Au nom de la lutte contre le terrorisme, le FBI estime qu'Apple doit coopérer avec les autorités et assure que personne n'a demandé à l'entreprise de fournir un logiciel qui pourrait être utilisé par des pirates informatiques. "Nous ne voulons pas casser le chiffrement, ou jeter une clé dans la nature", affirme le patron du FBI, James Comey. Devant la justice, il a reconnu que la question du chiffrement inviolable était "la question la plus difficile en matière de gouvernement" qu'il ait jamais connue. La police "sauve des vies" grâce à des mandats de recherche dans des téléphones portables, et "nous allons entrer dans un monde où ce ne sera plus possible", a-t-il déploré.

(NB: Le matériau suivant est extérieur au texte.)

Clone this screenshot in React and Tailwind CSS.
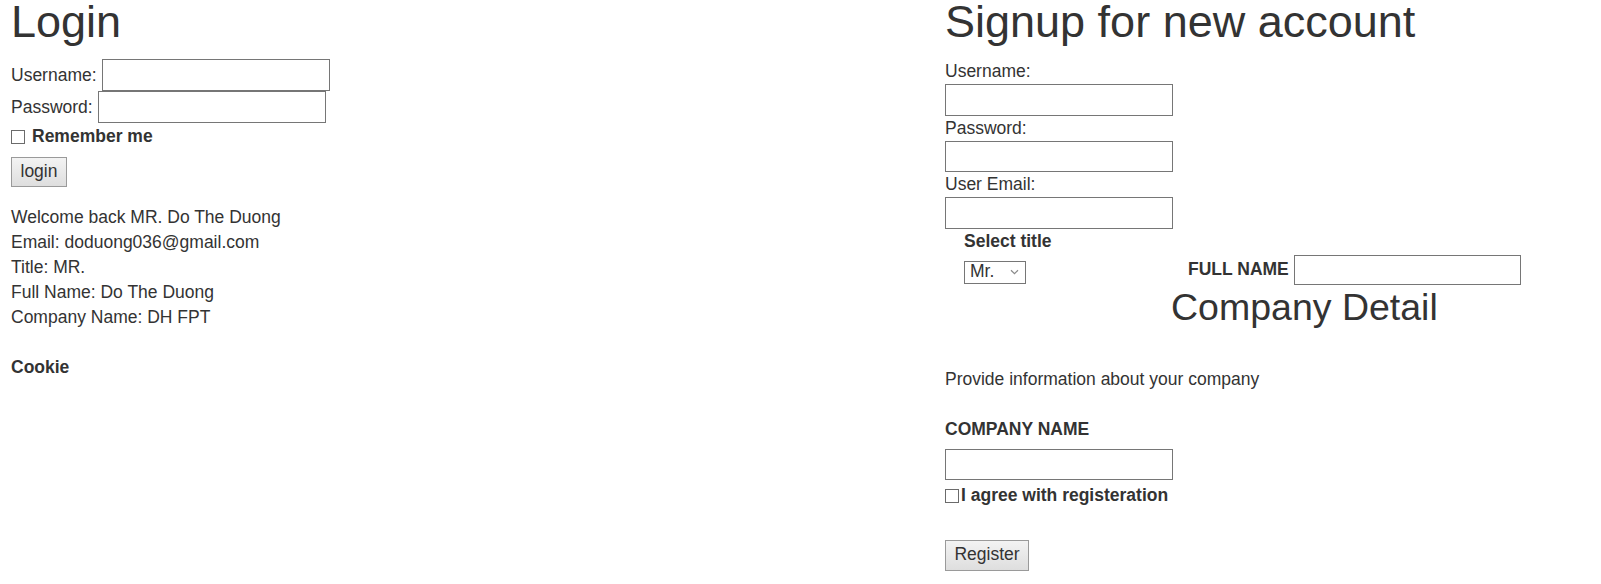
import React from 'react';

function TextBox({ className = '' }) {
  return <input type="text" className={`block border border-[#767676] bg-white outline-none ${className}`} />;
}

function Check() {
  return <span className="inline-block w-[14px] h-[14px] border border-[#6b6b6b] bg-white shrink-0" />;
}

function Btn({ children, className = '' }) {
  return (
    <button className={`border border-[#9a9a9a] bg-gradient-to-b from-[#f3f3f3] to-[#dedede] text-[#333] leading-none ${className}`}>
      {children}
    </button>
  );
}

export default function App() {
  return (
    <div className="flex w-[1601px] h-[584px] bg-white text-[#333] text-[17.5px] leading-[25px] font-['Liberation_Sans',Arial,sans-serif] overflow-hidden">
      {/* login side */}
      <div className="w-[945px] shrink-0 pl-[11px]">
        <h1 className="text-[45px] leading-[43px] font-normal">Login</h1>
        <div className="mt-[16px] flex items-center h-[32px]">
          <span className="mr-[5px]">Username:</span>
          <TextBox className="w-[228px] h-[32px]" />
        </div>
        <div className="flex items-center h-[32px]">
          <span className="mr-[5px]">Password:</span>
          <TextBox className="w-[228px] h-[32px]" />
        </div>
        <div className="flex items-center h-[25px] mt-[1px]">
          <Check />
          <span className="ml-[7px] font-bold">Remember me</span>
        </div>
        <Btn className="mt-[8px] w-[56px] h-[30px]">login</Btn>
        <div className="mt-[18px]">
          <div>Welcome back MR. Do The Duong</div>
          <div>Email: doduong036@gmail.com</div>
          <div>Title: MR.</div>
          <div>Full Name: Do The Duong</div>
          <div>Company Name: DH FPT</div>
          <div className="h-[25px]" />
          <div className="font-bold">Cookie</div>
        </div>
      </div>

      {/* signup side */}
      <div className="flex-1">
        <h1 className="text-[45px] leading-[43px] font-normal">Signup for new account</h1>
        <div className="mt-[16px] h-[25px]">Username:</div>
        <TextBox className="w-[228px] h-[31.5px]" />
        <div className="h-[25px]">Password:</div>
        <TextBox className="w-[228px] h-[31.5px]" />
        <div className="h-[25px]">User Email:</div>
        <TextBox className="w-[228px] h-[31.5px]" />

        <div className="flex">
          <div className="w-[243px] pl-[19px]">
            <div className="font-bold h-[25px]">Select title</div>
            <div className="mt-[7px] flex items-center justify-between w-[62px] h-[23px] border border-[#767676] pl-[5px] pr-[6px]">
              <span className="leading-none">Mr.</span>
              <svg width="9" height="6" viewBox="0 0 9 6" fill="none" stroke="#8a8a8a" strokeWidth="1.2">
                <path d="M1 1.2 L4.5 4.6 L8 1.2" />
              </svg>
            </div>
          </div>
          <div className="mt-[26px] flex items-center h-[30px]">
            <span className="font-bold mr-[5px]">FULL NAME</span>
            <TextBox className="w-[227px] h-[30px]" />
          </div>
        </div>

        <h2 className="ml-[226px] mt-[2.5px] text-[37.5px] leading-[41px] font-normal">Company Detail</h2>
        <p className="mt-[39px]">Provide information about your company</p>
        <div className="mt-[25px] font-bold">COMPANY NAME</div>
        <TextBox className="mt-[6.5px] w-[228px] h-[31.5px]" />
        <div className="flex items-center h-[25px] mt-[3px]">
          <Check />
          <span className="ml-[2px] font-bold">I agree with registeration</span>
        </div>
        <Btn className="mt-[31.5px] w-[84px] h-[31px]">Register</Btn>
      </div>
    </div>
  );
}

Sans surprise, le patron de la CIA, John Brennan, juge la demande "légitime". Plus étonnant, Bill Gates, fondateur et ancien PDG de Microsoft, estime que le FBI demande à Apple la même chose que lorsqu'il réclame "des informations à un opérateur téléphonique ou à une banque". "Je pense qu'avec les protections adéquates, il y a des cas où le gouvernement peut agir en notre nom, par exemple pour freiner le terrorisme, et que c'est une bonne chose", a-t-il expliqué.

Quelles sont les prochaines étapes ?

Le Congrès compte entendre les différentes parties lors d'une audition prévue mardi 1er mars. Apple sera représenté par son vice-président chargé des questions légales et gouvernementales, Bruce Sewell, et le FBI par son patron, James Comey. Ensuite, Tim Cook est décidé à évoquer le dossier avec le président américain Barack Obama. Il assure qu'il est même prêt à faire remonter l'affaire jusqu'à la Cour suprême.

Apple a-t-il une chance de gagner ce bras de fer ?

Difficile à dire. L'affaire a, en tout cas, relancé les débats aux Etats-Unis sur la protection des appareils électroniques et ses conséquences. Elle provoque la colère des défenseurs des libertés civiles, qui craignent que la demande du FBI ne débouche sur une surveillance débridée dans un pays déjà secoué ces dernières années par les révélations sur l'espionnage à grande échelle mis en place par l'Agence de sécurité nationale américaine (NSA). D'autres reprochent, à l'inverse, au groupe d'entraver une enquête vitale pour la sécurité nationale.

Quoi qu'il en soit, d'après le New York Times (en anglais), les ingénieurs d'Apple seraient de toute façon déjà en train de développer de nouvelles mesures de sécurité qui compliqueraient encore davantage le déblocage de l'iPhone.